RENSSELAERVILLE, N.Y., (Nov. 7)
Declaring that the battle to maintain separation of church and state is far from won despite the US Supreme Court’s ruling last June that state aid to parochial schools is unconstitutional, a civil liberties group announced here last night that it was embarking on a massive petition campaign to persuade the New York State Legislature “to reject any bill and repeal any law” which violates the state constitutional ban on aid to religious schools.
According to William Haddad, executive cochairman of the Committee for Public Education and Religious Liberty (PEARL), “regardless of court decisions, it appears, advocates of state aid to church schools are not going to give up their goal of full public financing as long as they appear to have some measurable political clout in state or national legislatures and in the executive branches of government.”
Haddad spoke at the opening session of a two-day statewide meeting of PEARL, a coalition of 31 civic, religious, education, labor and civil rights organizations. An immediate target of the group is a bill signed by Gov. Nelson A. Rockefeller last June providing $33 million in state funds for religious schools for the purchase of educational services.
SUPREME COURT DECISION BEING EVADED
A PEARL suit against that law in Federal court will be heard Tuesday. The case will be argued by Leo Pfeffer, legal counsel of the organization. In the US District Court for the Southern District of New York. Pfeffer told the PEARL delegates last night that the “pattern of attempts to evade the meaning of the Supreme Court’s decisions” on parochiaid followed that of Southern governors and legislatures after the 1954 Supreme Court ruling outlawing racial segregation in public schools.
He said the response to the desegregation decision “was a host of devices and gimmicks to evade its prohibition and to achieve continuation of a pattern which the Supreme Court had declared unconstitutional.” Pfeffer noted that Rockefeller signed the purchase of services act a day after the Supreme Court ruling against state aid to public schools and that it was the same kind of law that was struck down by the Supreme Court in Pennsylvania, Rhode Island and Connecticut.
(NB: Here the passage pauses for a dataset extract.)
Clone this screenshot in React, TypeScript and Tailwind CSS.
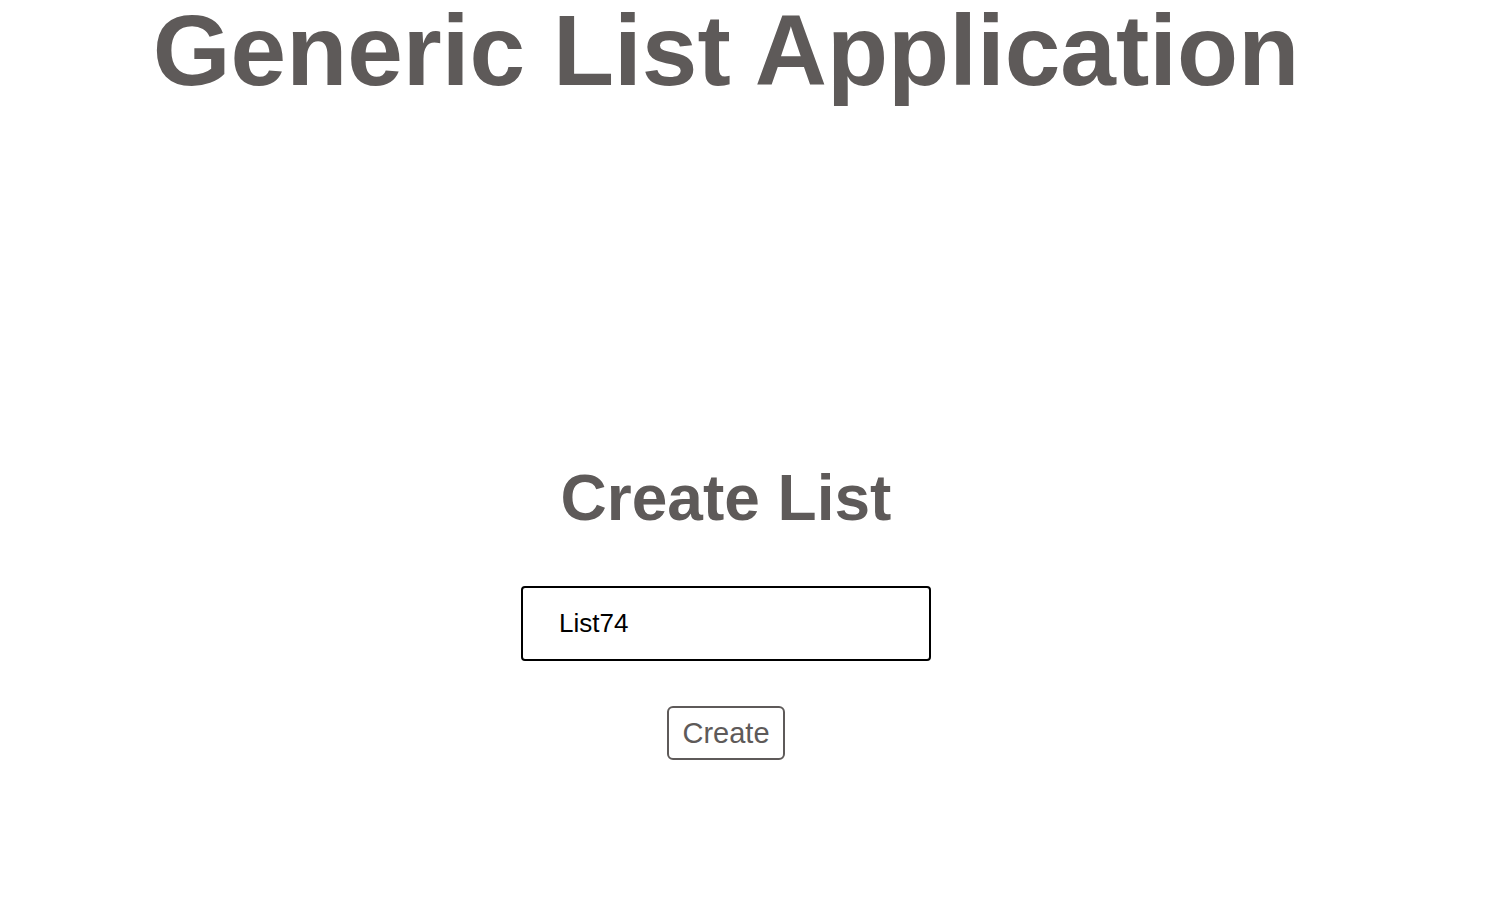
import React from "react";

export default function App() {
  return (
    <div className="w-[1452px] min-h-[900px] bg-white flex flex-col items-center text-[#5e5a59]" style={{ fontFamily: '"Liberation Sans", Arial, sans-serif' }}>
      <h1 className="text-[100px] font-bold leading-none m-0">Generic List Application</h1>
      <h2 className="mt-[366px] text-[64px] font-bold leading-none">Create List</h2>
      <input
        autoFocus
        defaultValue="List74"
        className="mt-[56px] w-[410px] h-[75px] border-2 border-black rounded-[4px] pl-[36px] text-[26px] text-black outline-none bg-white"
        style={{ fontFamily: '"Liberation Sans", Arial, sans-serif' }}
      />
      <button className="mt-[45px] h-[54px] px-[13px] border-2 border-[#5e5a59] rounded-[6px] text-[29px] leading-none text-[#5e5a59] bg-white">
        Create
      </button>
    </div>
  );
}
Haddad said “We hope it will be possible to avoid the necessity of filing new lawsuits each year by encouraging our legislative representatives to obey the basic law of the land and the will of the people.” The petition PEARL has addressed to the lawmakers in Albany urged the New York State Legislature to “protect public education and religious liberty by obeying both the letter and spirit” of the New York State Constitution. “We want our legislature to reject any bill and repeal any law which violates or evades this provision by any means whatsoever, including purchase of services from denominational schools, tuition grants or vouchers, and tax credits for tuition costs,” the petition added.